The core of the problem we face is that transformations applied to an element using its transform CSS property all happen after layout has taken place. In other words, using transform on an element does not affect the size or position of its parent or of any other elements, at all. There is absolutely no way to change this fact of how transform works. Thus, in order to create the effect of rotating an element and having its parent’s height respect the rotation, we need to do the following things:

  1. Somehow construct some other element whose height is equal to the width of the .element-to-rotate
  2. Write our transform on .element-to-rotate such as to overlay it exactly on the element from step 1.

The element from step 1 shall be .rotation-wrapper-outer. But how can we cause its height to be equal to .element-to-rotate‘s width?

The key component in our strategy here is the padding: 50% 0 on .rotation-wrapper-inner. This exploit’s an eccentric detail of the spec for padding: that percentage paddings, even for padding-top and padding-bottom, are always defined as percentages of the width of the element’s container. This enables us to perform the following two-step trick:

  1. We set display: table on .rotation-wrapper-outer. This causes it to have shrink-to-fit width, which means that its width will be set based upon the intrinsic width of its contents – that is, based upon the intrinsic width of .element-to-rotate. (On supporting browsers, we could achieve this more cleanly with width: max-content, but as of December 2017, max-content is still not supported in Edge.)
  2. We set the height of .rotation-wrapper-inner to 0, then set its padding to 50% 0 (that is, 50% top and 50% bottom). This causes it to take up vertical space equal to 100% of the width of its parent – which, through the trick in step 1, is equal to the width of .element-to-rotate.

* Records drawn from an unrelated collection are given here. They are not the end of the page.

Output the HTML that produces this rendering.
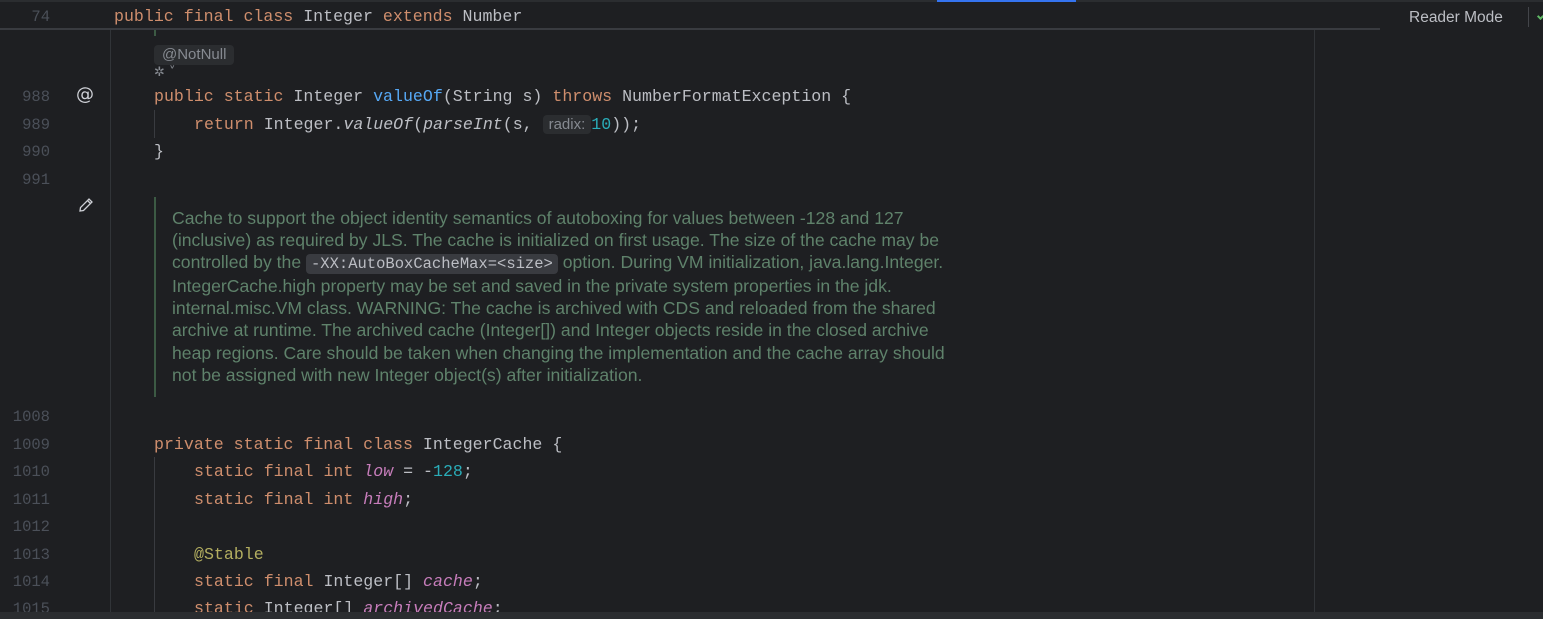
<!DOCTYPE html>
<html><head><meta charset="utf-8"><style>
*{margin:0;padding:0;box-sizing:border-box}
body{width:1543px;height:619px;background:#1e1f22;position:relative;overflow:hidden;font-family:"Liberation Mono",monospace;font-size:16.6px;color:#bcbec4}
.l{position:absolute;white-space:pre;line-height:20px;margin-top:1px}
.n{position:absolute;width:50px;text-align:right;color:#4b5059;white-space:pre;line-height:20px;font-size:15.5px;margin-top:1px}
.k{color:#cf8e6d}.m{color:#56a8f5}.f{color:#c77dbb;font-style:italic}.num{color:#2aacb8}.a{color:#b3ae60}.i{font-style:italic}
.doc{position:absolute;left:172px;top:207px;width:820px;font-family:"Liberation Sans",sans-serif;font-size:17.6px;line-height:22.1px;color:#5f826b;white-space:nowrap}
.code{font-family:"Liberation Mono",monospace;font-size:15.5px;background:#393b40;color:#bcbec4;border-radius:4px;padding:1px 5px}
.hint{font-family:"Liberation Sans",sans-serif;font-size:15px;background:#2b2d30;color:#868a91;border-radius:4px;padding:1px 6px}
</style></head><body>
<div style="position:absolute;left:0;top:0;width:1543px;height:2px;background:#2b2d30"></div>
<div style="position:absolute;left:937px;top:0;width:139px;height:2px;background:#3574f0"></div>
<div style="position:absolute;left:0;top:28px;width:1390px;height:2px;background:#393b40"></div>
<div style="position:absolute;left:110px;top:30px;width:1px;height:582px;background:#313438"></div>
<div style="position:absolute;left:1314px;top:30px;width:1px;height:582px;background:#313438"></div>
<div style="position:absolute;left:1380px;top:2px;width:163px;height:28px;background:#1e1f22"></div>
<div style="position:absolute;left:1409px;top:9px;font-family:'Liberation Sans',sans-serif;font-size:15.5px;color:#bcbec4">Reader Mode</div>
<div style="position:absolute;left:1528px;top:7px;width:1px;height:20px;background:#43454a"></div>
<div style="position:absolute;left:1538px;top:14px;width:5px;height:5px;border-left:2px solid #5fb865;border-bottom:2px solid #5fb865;transform:rotate(-45deg)"></div>

<div class="n" style="top:6px">74</div>
<div class="l" style="left:114px;top:6px"><span class="k">public final class </span>Integer <span class="k">extends </span>Number</div>

<div style="position:absolute;left:154px;top:30px;width:2px;height:6px;background:#3c5a44"></div>
<div style="position:absolute;left:154px;top:45px;font-family:'Liberation Sans',sans-serif;font-size:15px;background:#2b2d30;color:#868a91;border-radius:4px;padding:1px 8px 2px 8px">@NotNull</div>
<div style="position:absolute;left:154px;top:65px;font-size:13px;color:#868a91;font-family:'DejaVu Sans',sans-serif">✲ ˅</div>

<div class="n" style="top:86px">988</div>
<div style="position:absolute;left:76px;top:84px;font-family:'DejaVu Sans',sans-serif;font-size:18px;color:#ced0d6">@</div>
<div class="l" style="left:154px;top:86px"><span class="k">public static </span>Integer <span class="m">valueOf</span>(String s) <span class="k">throws </span>NumberFormatException {</div>
<div style="position:absolute;left:154px;top:110px;width:1px;height:28px;background:#393b40"></div>
<div class="n" style="top:114px">989</div>
<div class="l" style="left:194px;top:114px"><span class="k">return </span>Integer.<span class="i">valueOf</span>(<span class="i">parseInt</span>(s, <span class="hint">radix:</span><span class="num">10</span>));</div>
<div class="n" style="top:141px">990</div>
<div class="l" style="left:154px;top:141px">}</div>
<div class="n" style="top:169px">991</div>

<svg style="position:absolute;left:77px;top:196px" width="18" height="18" viewBox="0 0 18 18"><path d="M3 15 L3.5 11.5 L12 3 L15 6 L6.5 14.5 Z M10.5 4.5 L13.5 7.5" fill="none" stroke="#ced0d6" stroke-width="1.3"/></svg>
<div style="position:absolute;left:154px;top:197px;width:2px;height:200px;background:#3c5a44"></div>
<div class="doc">Cache to support the object identity semantics of autoboxing for values between -128 and 127<br>(inclusive) as required by JLS. The cache is initialized on first usage. The size of the cache may be<br>controlled by the <span class="code">-XX:AutoBoxCacheMax=&lt;size&gt;</span> option. During VM initialization, java.lang.Integer.<br>IntegerCache.high property may be set and saved in the private system properties in the jdk.<br>internal.misc.VM class. WARNING: The cache is archived with CDS and reloaded from the shared<br>archive at runtime. The archived cache (Integer[]) and Integer objects reside in the closed archive<br>heap regions. Care should be taken when changing the implementation and the cache array should<br>not be assigned with new Integer object(s) after initialization.</div>

<div class="n" style="top:406px">1008</div>
<div class="n" style="top:434px">1009</div>
<div class="l" style="left:154px;top:434px"><span class="k">private static final class </span>IntegerCache {</div>
<div style="position:absolute;left:154px;top:457px;width:1px;height:155px;background:#393b40"></div>
<div class="n" style="top:461px">1010</div>
<div class="l" style="left:194px;top:461px"><span class="k">static final int </span><span class="f">low</span> = -<span class="num">128</span>;</div>
<div class="n" style="top:489px">1011</div>
<div class="l" style="left:194px;top:489px"><span class="k">static final int </span><span class="f">high</span>;</div>
<div class="n" style="top:516px">1012</div>
<div class="n" style="top:544px">1013</div>
<div class="l" style="left:194px;top:544px"><span class="a">@Stable</span></div>
<div class="n" style="top:571px">1014</div>
<div class="l" style="left:194px;top:571px"><span class="k">static final </span>Integer[] <span class="f">cache</span>;</div>
<div class="n" style="top:598px">1015</div>
<div class="l" style="left:194px;top:598px"><span class="k">static </span>Integer[] <span class="f">archivedCache</span>;</div>
<div style="position:absolute;left:0;top:612px;width:1543px;height:7px;background:#2b2d30"></div>
</body></html>
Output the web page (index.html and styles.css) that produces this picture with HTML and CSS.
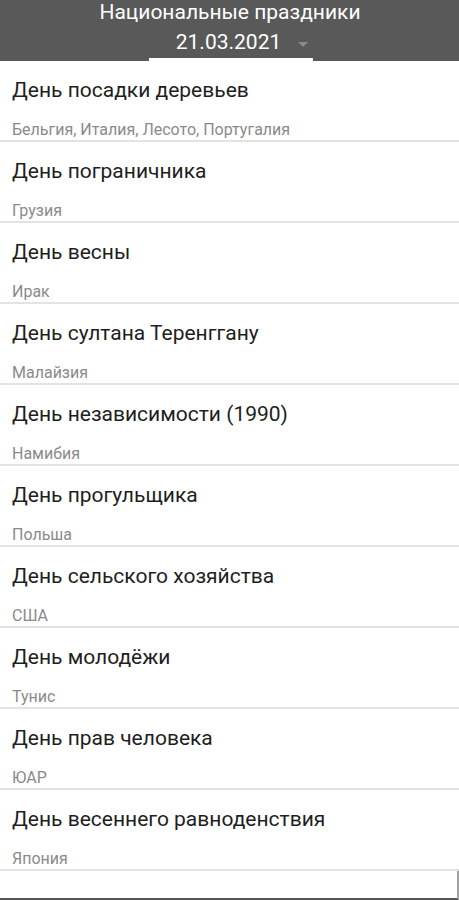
FILE: index.html
```html
<!DOCTYPE html>
<html lang="ru">
<head>
    <meta charset="UTF-8">
    <meta name="viewport" content="width=device-width, initial-scale=1.0">
    <title>Национальные праздники</title>
    <link rel="stylesheet" href="styles.css">
</head>
<body>
    <div class="header">
        <h1>Национальные праздники</h1>
        <div class="date-picker">
            <span class="date">21.03.2021</span>
            <span class="arrow"></span>
        </div>
    </div>

    <div class="list">
        <div class="item">
            <div class="item-title">День посадки деревьев</div>
            <div class="item-sub">Бельгия, Италия, Лесото, Португалия</div>
        </div>
        <div class="item">
            <div class="item-title">День пограничника</div>
            <div class="item-sub">Грузия</div>
        </div>
        <div class="item">
            <div class="item-title">День весны</div>
            <div class="item-sub">Ирак</div>
        </div>
        <div class="item">
            <div class="item-title">День султана Теренггану</div>
            <div class="item-sub">Малайзия</div>
        </div>
        <div class="item">
            <div class="item-title">День независимости (1990)</div>
            <div class="item-sub">Намибия</div>
        </div>
        <div class="item">
            <div class="item-title">День прогульщика</div>
            <div class="item-sub">Польша</div>
        </div>
        <div class="item">
            <div class="item-title">День сельского хозяйства</div>
            <div class="item-sub">США</div>
        </div>
        <div class="item">
            <div class="item-title">День молодёжи</div>
            <div class="item-sub">Тунис</div>
        </div>
        <div class="item">
            <div class="item-title">День прав человека</div>
            <div class="item-sub">ЮАР</div>
        </div>
        <div class="item">
            <div class="item-title">День весеннего равноденствия</div>
            <div class="item-sub">Япония</div>
        </div>
    </div>

    <div class="footer-box"></div>
</body>
</html>
```

FILE: styles.css
```css
* {
    box-sizing: border-box;
    margin: 0;
    padding: 0;
    font-family: Roboto, 'Liberation Sans', sans-serif;
}

body {
    background-color: #fff;
    width: 459px;
    height: 900px;
    overflow: hidden;
}

.header {
    background-color: #595959;
    height: 61px;
    display: flex;
    flex-direction: column;
    align-items: center;
}

.header h1 {
    color: #fff;
    font-size: 21px;
    font-weight: 400;
    line-height: 24px;
    margin-left: 1px;
}

.date-picker {
    display: flex;
    align-items: center;
    justify-content: center;
    width: 164px;
    height: 37px;
    margin-left: 2px;
    padding-top: 2px;
    padding-left: 23px;
    border-bottom: 3px solid #fff;
}

.date {
    color: #fff;
    font-size: 21px;
    line-height: 32px;
}

.arrow {
    width: 0;
    height: 0;
    margin-left: 17px;
    margin-top: 4px;
    border-left: 5px solid transparent;
    border-right: 5px solid transparent;
    border-top: 5px solid #8a8a8a;
}

.item {
    height: 81px;
    padding: 16px 12px 0;
    border-bottom: 2px solid #e3e3e3;
}

.item-title {
    color: #1e1e1e;
    font-size: 21px;
    line-height: 26px;
}

.item-sub {
    color: #8a8a8a;
    font-size: 16px;
    line-height: 18px;
    margin-top: 18px;
}

.footer-box {
    height: 30px;
    border-right: 2px solid #a0a0a0;
    border-bottom: 3px solid #555;
}
```
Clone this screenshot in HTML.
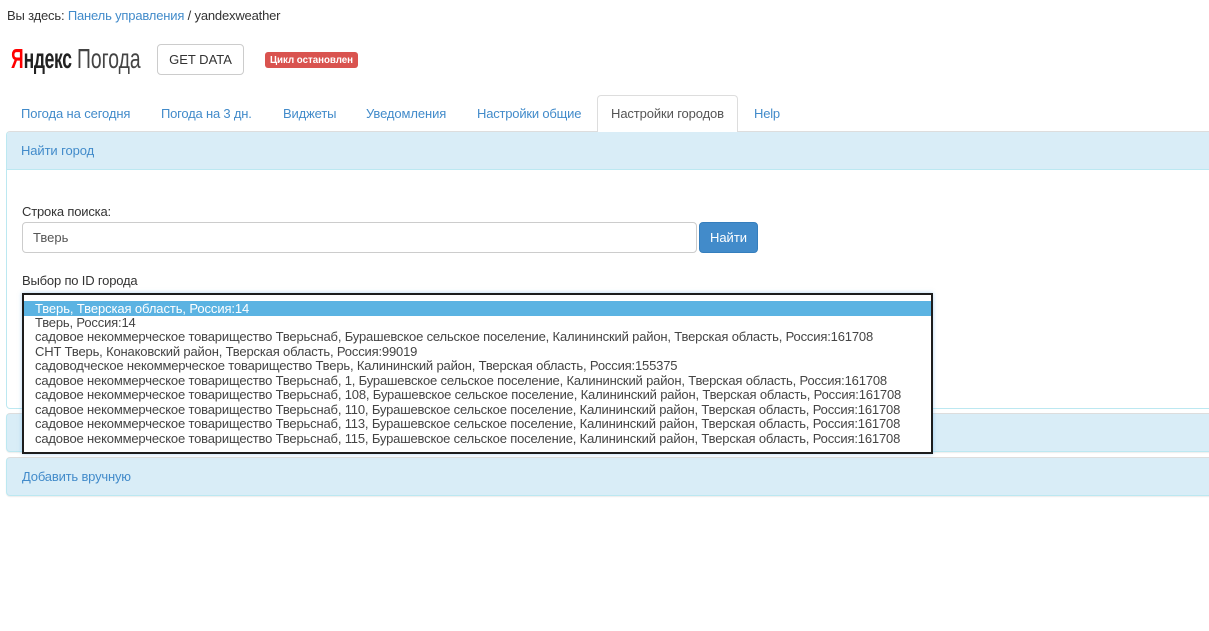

Next, all that remains is to perform the actual rotation and positioning of the child element. Naturally, transform: rotate(-90deg) does the rotation; we use transform-origin: top left; to cause the rotation to happen around the top-left corner of the rotated element, which makes the subsequent translation easier to reason about, since it leaves the rotated element directly above where it would otherwise have been drawn. We can then use translate(-100%) to drag the element downwards by a distance equal to its pre-rotation width.

That still doesn’t quite get the positioning right, because we still need to offset for the 50% top padding on .rotation-wrapper-outer. We achieve that by ensuring that .element-to-rotate has display: block (so that margins will work properly on it) and then applying a -50% margin-top – note that percentage margins are also defined relative to the width of the parent element.

And that’s it!

Why isn’t this fully spec-compliant?

Because of the following note from the definition of percentage paddings and margins in the spec (bolding mine):

The percentage is calculated with respect to the width of the generated box’s containing block, even for ‘padding-top’ and ‘padding-bottom’. If the containing block’s width depends on this element, then the resulting layout is undefined in CSS 2.1.

Since the entire trick revolved around making the padding of the inner wrapper element be relative to the width of its container which was in turn dependent upon the width of its child, we’re hitting this condition and invoking undefined behaviour. It currently works in all 4 major browsers, though – unlike some seemingly spec-compliant tweaks to approach that I’ve tried, like changing .rotation-wrapper-inner to be a sibling of .element-to-rotate instead of a parent.